The mistake was a typo on the question paper where there were two different values of money in the two different models—English and Nepali. In the English 

model, the amount in the question was incorrect but in Nepali model the question was correct. Since most students chose to take the test in the English medium, their exams were ruined like mine. Why didn’t the makers of the exam care enough about the students taking it to make sure the questions were typed correctly before printing? Why should a huge amount of money be given to the government in the name of exam papers? 

Not only that much, last year there were also mistakes on the SLC paper when my young brother was taking exam such as confusion in the Nepali questions about synonyms and antonyms. This year too I have seen similar mistakes in the SLC’s first subject test administered, English.

When my students showed me the question paper from the exam, I went through it in its entirety but was stumped by some vocabulary. First I thought that these may be words I hadn’t seen before. I opened my dictionary and typed all those words into my computer but I was surprised when I couldn’t find the meaning. The same culture of allowing typos has held up this year. You can see these mistakes in Q.2. Second paragraph in 4th line “noone”, Q.2.B (c) “lefout”, and Q.3. A (a) “unversity”. Although we can guess the right meaning of these words form our learning capacity, it’s quite hard for students at the SLC level under such immense pressure when there are mistakes in the question paper.
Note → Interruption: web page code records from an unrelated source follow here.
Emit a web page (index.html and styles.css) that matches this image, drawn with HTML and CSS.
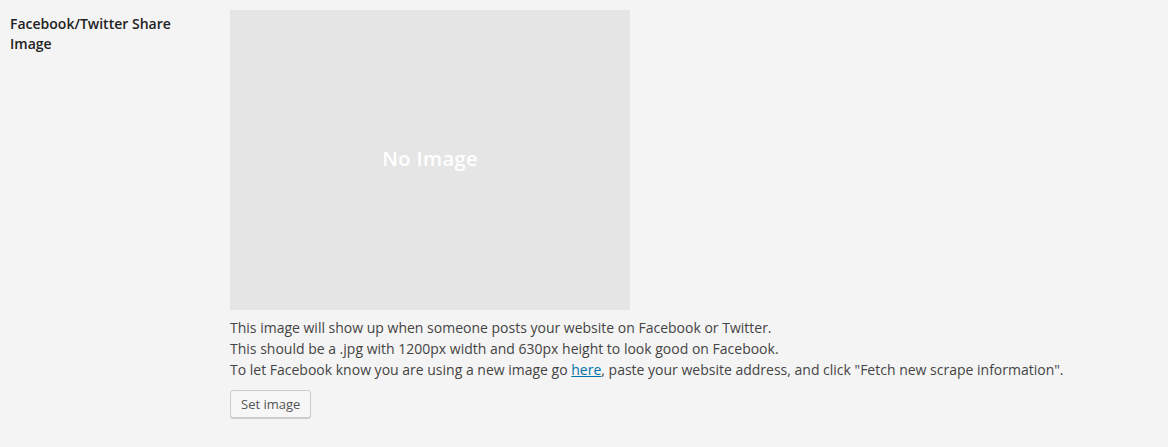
FILE: index.html
```html
<!DOCTYPE html>
<html lang="en">
<head>
  <meta charset="UTF-8">
  <title>Share Image</title>
  <link rel="stylesheet" href="styles.css">
</head>
<body>
  <div class="form-row">
    <div class="form-label">Facebook/Twitter Share Image</div>
    <div class="form-field">
      <div class="image-preview">
        <span>No Image</span>
      </div>
      <p class="description">
        This image will show up when someone posts your website on Facebook or Twitter.<br>
        This should be a .jpg with 1200px width and 630px height to look good on Facebook.<br>
        To let Facebook know you are using a new image go <a href="#">here</a>, paste your website address, and click "Fetch new scrape information".
      </p>
      <button class="button">Set image</button>
    </div>
  </div>
</body>
</html>
```

FILE: styles.css
```css
body {
  margin: 0;
  background-color: #f4f4f4;
  font-family: 'Open Sans', sans-serif;
  color: #444;
  font-size: 14px;
}

.form-row {
  display: flex;
  padding: 10px;
}

.form-label {
  width: 200px;
  flex-shrink: 0;
  padding-top: 4px;
  font-weight: 600;
  line-height: 20px;
  color: #222;
}

.form-field {
  margin-left: 20px;
}

.image-preview {
  width: 400px;
  height: 300px;
  background-color: #e5e5e5;
  display: flex;
  align-items: center;
  justify-content: center;
}

.image-preview span {
  color: #fff;
  font-size: 20px;
  font-weight: 600;
  letter-spacing: 0.4px;
  padding-bottom: 4px;
}

.description {
  margin: 7px 0 10px;
  line-height: 21px;
}

.description a {
  color: #0073aa;
}

.button {
  height: 28px;
  padding: 0 10px 1px;
  font-family: 'Open Sans', sans-serif;
  font-size: 13px;
  color: #555;
  background-color: #f7f7f7;
  border: 1px solid #ccc;
  border-radius: 3px;
  box-shadow: 0 1px 0 #ccc;
  cursor: pointer;
}
```
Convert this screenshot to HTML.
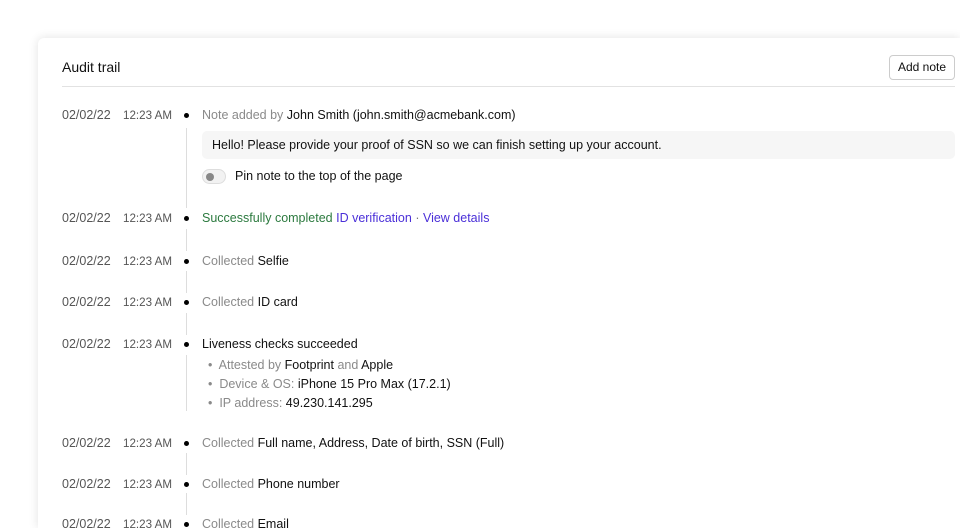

I also disagree with the selection of topics from the so-called textbook to be tested. Often times, priority is given to Western authors and poets, but why can’t more priority given to our own Nepali writers? Even on the English exam, those Nepali authors that write in English can be used. I hope everything will improve after the constitution drafting process. Until then our country is so handicapped that we can’t even curb the cheating culture despite making many promises to stop it. Nor can we perform the simple task of correctly typing a question.